Dans un Paris où le foncier coûte un rognon, Loïc Minel et Christophe Juville tentent la coloc de restos. Une idée audacieuse des deux comparses qui ont déjà ourdi Lolo cave à manger, un réduit à vin nature (avec kitchenette) dont la taille en loi Carrez est inversement proportionnelle à la surface symbolique de cool. Dans ce Lolo Bistro, le duo voit plus grand, plus cuisiné et plus enflammé avec son massif braséro qui, derrière le comptoir, flambe plus qu’un ludopathe à une table de black jack.
Le principe ? Au dej, ce local accueille Spok, 41e adresse de la chaîne de cantines lancée avec succès par Christophe Juville. Au dîner, ils changent d’équipe, de carte et retournent l’enseigne réversible (très malin) pour que les lieux deviennent Lolo Bistro, avec son néon rouge sang et ses tables de troquet échangistes où s’envoyer les flèches enflammées bien décochées par Zac Gannat. Ce soir-là, kiffants temakis de Saint-Jacques titillés de raifort, posés sur une feuille de nori ouverte (9 €), salace flat bread à l’ail noir et crème de cheddar (7 €), massif scotch egg merguez-vermouth sous son lourd kilt de panure (11 €), impeccables agnolotti à l’ail des ours (14 €), érotique côte de cochon milanaise épaisse comme un livre de poche de 400 pages mais servie un peu trop crue à notre goût (22 €)…

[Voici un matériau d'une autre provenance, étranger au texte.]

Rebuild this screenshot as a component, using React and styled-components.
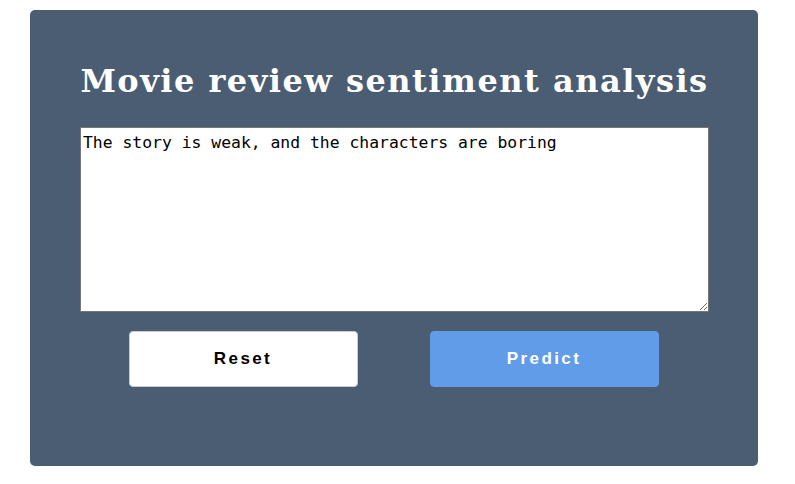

De la “bistronomy” d’auteur, fougueuse dans ses inspirations, intraitable dans ses intentions, artiste dans ses dressages, école Gregory Marchand à Londres où le chef de Lolo Bistro fit ses classes. Au godet, on peut compter sur Loïc pour nous faire boire autre chose que de l’eau-l’eau : par exemple un spätburgunder, le cousin teuton du pinot noir, qui la joue tout en fraîcheur (30 €) afin de contrecarrer la chaleur des lieux. Un resto d’ambiance à investir en petite bande déchaînée.